At times when we conduct an actual experiment, we may not get the results that match exactly with the theory. To work with experimental errors, we have to assume that there is some sort of random perturbation applied to the results. Gaussian's work suggests that we can model experimental errors as Normally Distributed.

The Hooke's Law, F=kx, was described by Robert Hooke in 1678. In plain English, the Hooke's Law states that the Force (F) stored in a spring is linearly related to the Distance (x) the spring has either been compressed or stretched multiplied by the Stiffness (k) of the spring. A stiff spring has a large k value. This law holds for a wide variety of materials and systems. However, of course, it does not hold for a force that causes the spring to exceed its elastic limit.
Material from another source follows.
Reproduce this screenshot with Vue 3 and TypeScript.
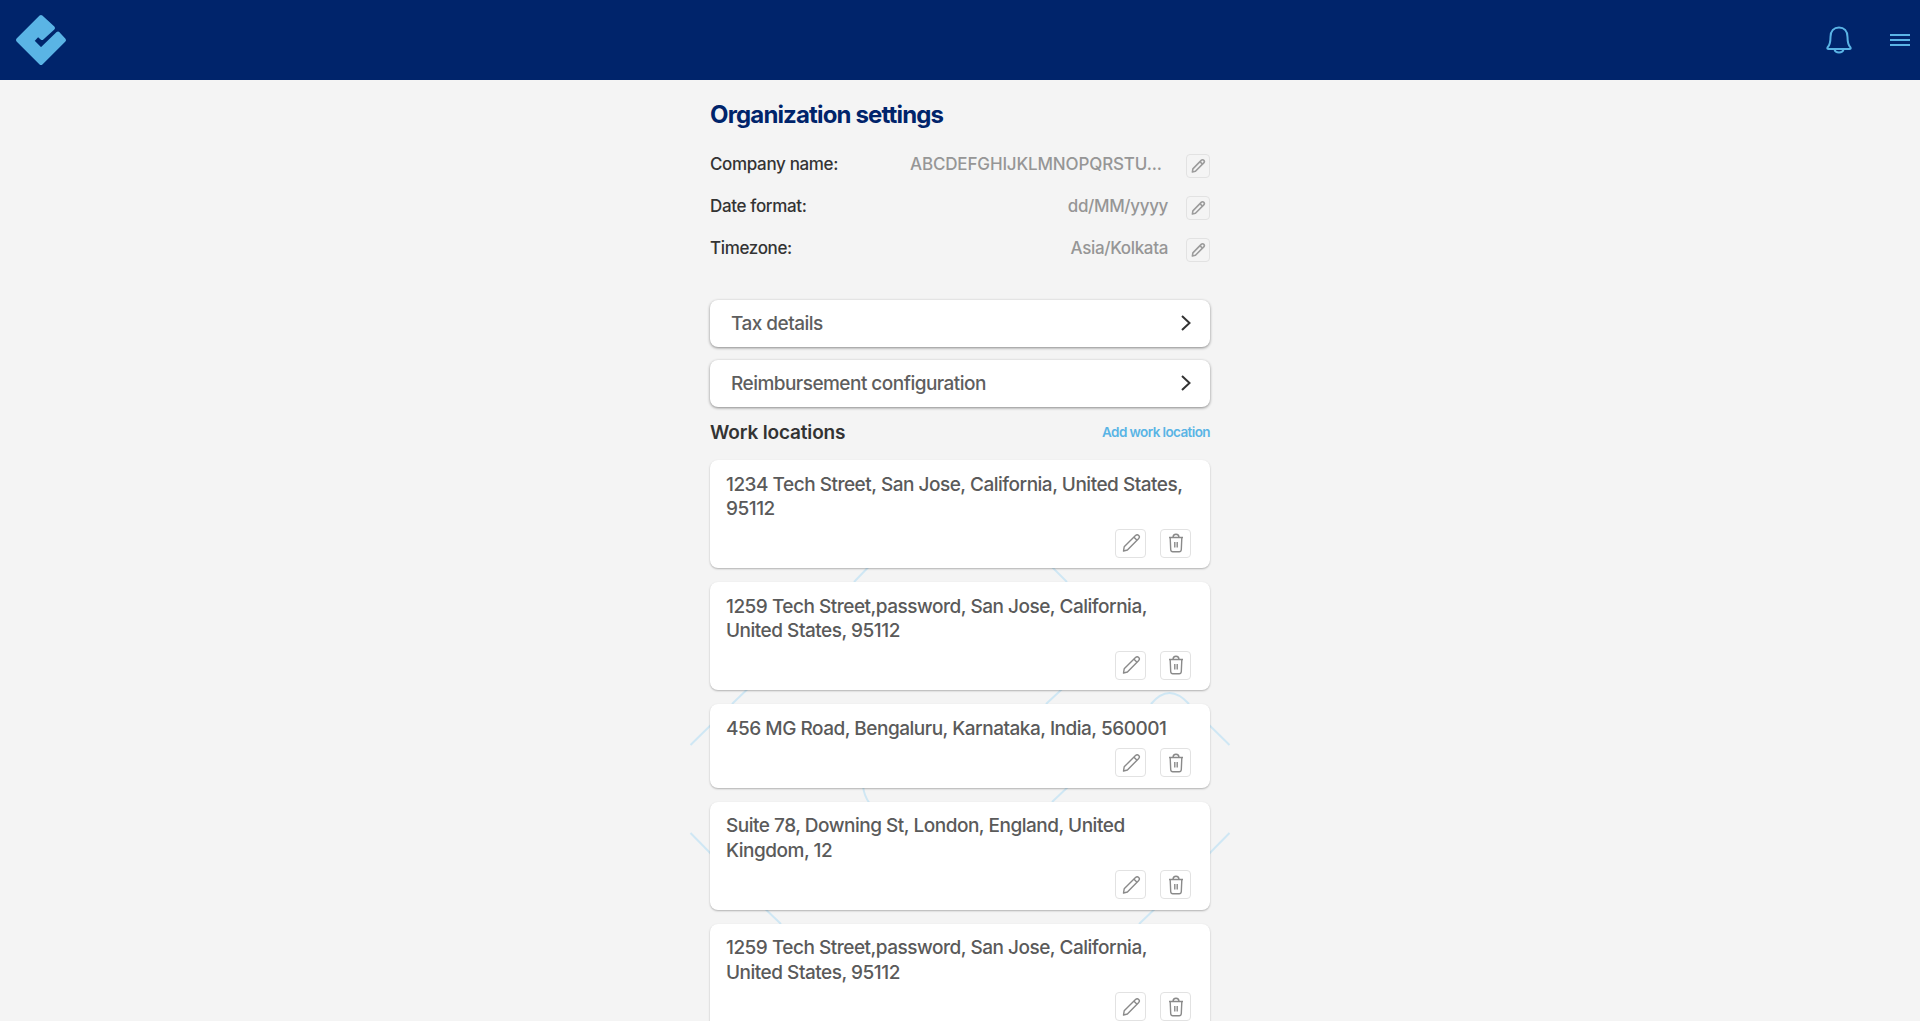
<script setup lang="ts">
interface Setting {
  label: string
  value: string
  truncated?: boolean
}

const settings: Setting[] = [
  { label: 'Company name:', value: 'ABCDEFGHIJKLMNOPQRSTU...', truncated: true },
  { label: 'Date format:', value: 'dd/MM/yyyy' },
  { label: 'Timezone:', value: 'Asia/Kolkata' }
]

const sections = ['Tax details', 'Reimbursement configuration']

const locations = [
  '1234 Tech Street, San Jose, California, United States, 95112',
  '1259 Tech Street,password, San Jose, California, United States, 95112',
  '456 MG Road, Bengaluru, Karnataka, India, 560001',
  'Suite 78, Downing St, London, England, United Kingdom, 12',
  '1259 Tech Street,password, San Jose, California, United States, 95112'
]

// faint pattern that shows through the gaps between the location cards
const patternLines = [
  'M880 555 L854 582',
  'M1040 555 L1067 582',
  'M760 677 L732 704',
  'M1075 677 L1046 704',
  'M720 716 L690.5 745',
  'M1200 716 L1229.5 745',
  'M1151 704 Q1169 682 1189 704',
  'M863 786 Q864 796 870 804',
  'M1070 785 L1052 802',
  'M690.5 833 L720 863',
  'M1229.5 833 L1200 863',
  'M760 904 L781 924',
  'M1160 904 L1139 924'
]
</script>

<template>
  <div class="page">
    <header class="topbar">
      <svg class="logo" width="82" height="80" viewBox="0 0 82 80">
        <path
          d="M18 40 L41 17 L53 28 L42 38 L38 34.5 L32 41 L41 50 L58 33.5 L64 40 L41 63 Z"
          fill="#5ab4e5"
          stroke="#5ab4e5"
          stroke-width="4"
          stroke-linejoin="round"
        />
      </svg>
      <div class="topbar-actions">
        <svg width="28" height="30" viewBox="0 0 28 30" fill="none" stroke="#5ab4e5" stroke-width="2">
          <path d="M2.5 22.5 C5 20 5.5 17 5.5 12 C5.5 6 9 2.5 14 2.5 C19 2.5 22.5 6 22.5 12 C22.5 17 23 20 25.5 22.5 C26 23.5 25.5 24 24.5 24 L3.5 24 C2.5 24 2 23.5 2.5 22.5 Z" />
          <path d="M9.5 24.5 C10.5 28.5 17.5 28.5 18.5 24.5" />
        </svg>
        <svg width="20" height="14" viewBox="0 0 20 14" stroke="#5ab4e5" stroke-width="2">
          <path d="M0 2 H20 M0 7 H20 M0 12 H20" />
        </svg>
      </div>
    </header>

    <main class="content">
      <svg class="pattern" width="1920" height="1021" viewBox="0 80 1920 1021" fill="none" stroke="#cfe7f4" stroke-width="2">
        <path v-for="d in patternLines" :key="d" :d="d" />
      </svg>

      <div class="column">
        <h1 class="title">Organization settings</h1>

        <div class="settings">
          <div v-for="row in settings" :key="row.label" class="setting">
            <span class="setting-label">{{ row.label }}</span>
            <span class="setting-value" :class="{ 'setting-value--truncated': row.truncated }">{{ row.value }}</span>
            <button class="icon-btn icon-btn--small" type="button">
              <svg width="16" height="16" viewBox="0 0 20 20" fill="none" stroke="#9c9c9c" stroke-width="2" stroke-linejoin="round">
                <path d="M3 17.5 L3.6 13.6 L14 3 C15 2 16.4 2 17.3 3 C18.2 4 18.1 5.2 17.2 6.1 L6.8 16.6 Z" />
                <path d="M12.5 4.6 L15.6 7.8" />
              </svg>
            </button>
          </div>
        </div>

        <div v-for="section in sections" :key="section" class="section-card">
          <span>{{ section }}</span>
          <svg width="12" height="18" viewBox="0 0 12 18" fill="none" stroke="#333" stroke-width="2">
            <path d="M2 1 L9.5 8 L2 15" />
          </svg>
        </div>

        <div class="locations-head">
          <h2>Work locations</h2>
          <a class="add-link">Add work location</a>
        </div>

        <div class="locations">
          <div v-for="(address, i) in locations" :key="i" class="location">
            <p>{{ address }}</p>
            <div class="location-actions">
              <button class="icon-btn" type="button">
                <svg width="20" height="20" viewBox="0 0 20 20" fill="none" stroke="#8a8a8a" stroke-width="1.4" stroke-linejoin="round">
                  <path d="M2.5 18 L3.2 13.8 L14.5 2.6 C15.5 1.6 16.8 1.6 17.7 2.5 C18.6 3.4 18.5 4.7 17.5 5.7 L6.4 17 Z" />
                  <path d="M13 4.2 L16 7.2" />
                </svg>
              </button>
              <button class="icon-btn" type="button">
                <svg width="16" height="20" viewBox="0 0 16 20" fill="none" stroke="#8a8a8a" stroke-width="1.4" stroke-linejoin="round">
                  <path d="M2.2 5 L2.7 16.5 C2.8 18 3.5 18.7 4.8 18.7 L11.2 18.7 C12.5 18.7 13.2 18 13.3 16.5 L13.8 5" />
                  <path d="M1 4.5 H15 M5 4.5 C5 2.2 6 1.3 8 1.3 C10 1.3 11 2.2 11 4.5 M6.8 9 V14.5 M9.2 9 V14.5" />
                </svg>
              </button>
            </div>
          </div>
        </div>
      </div>
    </main>
  </div>
</template>

<style>
html,
body {
  margin: 0;
  height: 100%;
  overflow: hidden;
  background: #f4f4f4;
}
</style>

<style scoped>
.page {
  height: 1021px;
  overflow: hidden;
  font-family: Inter, "Liberation Sans", sans-serif;
  background: #f4f4f4;
}

.topbar {
  height: 80px;
  display: flex;
  align-items: center;
  justify-content: space-between;
  background: #00246b;
}

.logo {
  display: block;
}

.topbar-actions {
  display: flex;
  align-items: center;
  gap: 37px;
  padding-right: 10px;
}

.content {
  position: relative;
  height: 941px;
}

.pattern {
  position: absolute;
  top: 0;
  left: 0;
}

.column {
  position: relative;
  width: 500px;
  margin: 0 auto;
}

.title {
  margin: 0;
  padding-top: 21px;
  font-size: 24px;
  line-height: 28px;
  font-weight: 700;
  letter-spacing: -0.85px;
  color: #00246b;
}

.settings {
  display: flex;
  flex-direction: column;
  gap: 18px;
  margin-top: 25px;
}

.setting {
  display: flex;
  align-items: flex-start;
  height: 24px;
  font-size: 17px;
  font-weight: 450;
  line-height: 20px;
  letter-spacing: -0.35px;
}

.setting-label {
  width: 200px;
  flex-shrink: 0;
  color: #333;
}

.setting-value {
  flex: 1;
  min-width: 0;
  text-align: right;
  padding-right: 18px;
  white-space: nowrap;
  color: #969696;
}

.setting-value--truncated {
  text-align: left;
  letter-spacing: -0.15px;
}

.icon-btn {
  display: flex;
  align-items: center;
  justify-content: center;
  width: 31px;
  height: 29px;
  padding: 0;
  background: #fff;
  border: 1px solid #e2e2e2;
  border-radius: 4px;
}

.icon-btn--small {
  flex-shrink: 0;
  width: 24px;
  height: 24px;
  background: transparent;
}

.section-card {
  display: flex;
  align-items: center;
  justify-content: space-between;
  height: 47px;
  margin-top: 13px;
  padding: 0 18px 0 21px;
  box-sizing: border-box;
  font-size: 19px;
  font-weight: 450;
  letter-spacing: -0.53px;
  color: #5e5e5e;
  background: #fff;
  border-radius: 8px;
  box-shadow: 0 1px 3px rgba(0, 0, 0, 0.45);
}

.settings + .section-card {
  margin-top: 38px;
}

.locations-head {
  display: flex;
  align-items: center;
  justify-content: space-between;
  margin-top: 12px;
  height: 26px;
}

.locations-head h2 {
  margin: 0;
  font-size: 19px;
  font-weight: 600;
  letter-spacing: -0.15px;
  color: #333;
}

.add-link {
  font-size: 13.5px;
  font-weight: 600;
  letter-spacing: -0.6px;
  color: #5ab4e5;
}

.locations {
  display: flex;
  flex-direction: column;
  gap: 14px;
  margin-top: 15px;
}

.location {
  padding: 12.5px 19px 10.5px 16px;
  background: #fff;
  border-radius: 8px;
  box-shadow: 0 1px 2px rgba(0, 0, 0, 0.28);
}

.location p {
  margin: 0;
  font-size: 19px;
  font-weight: 450;
  line-height: 24.5px;
  letter-spacing: -0.49px;
  color: #5a5a5a;
}

.location-actions {
  display: flex;
  justify-content: flex-end;
  gap: 14px;
  margin-top: 7px;
}
</style>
We can find the k value of a spring by suspending the spring and hanging known masses on it. Measuring the distance for each mass. Suppose that a 1K
Using the rules:
F = kx
F = ma
ma = kx
k = ma/x

We derive:
k
= 1Kg * 9.81m/s2 / 0.2m
= 49.05N/m

We can do a sanity check to make sure this is correct (using 0.4m as the distance, we should evaluate to 2Kg):
49.05 = m * 9.81m/s2  / 0.4m
49.05 / (9.81m/s2/0.4) = 2Kg

What we are assuming here is that 49.05N/m is the correct k value with just one experiment. However, remember that experimental errors are normally distributed. If we actually put a 2Kg weight there, we may or may not get a stretching of exactly 0.4m. People would typically repeat the same experiment many times with different weights in order to get enough data to compute an accurate value of k.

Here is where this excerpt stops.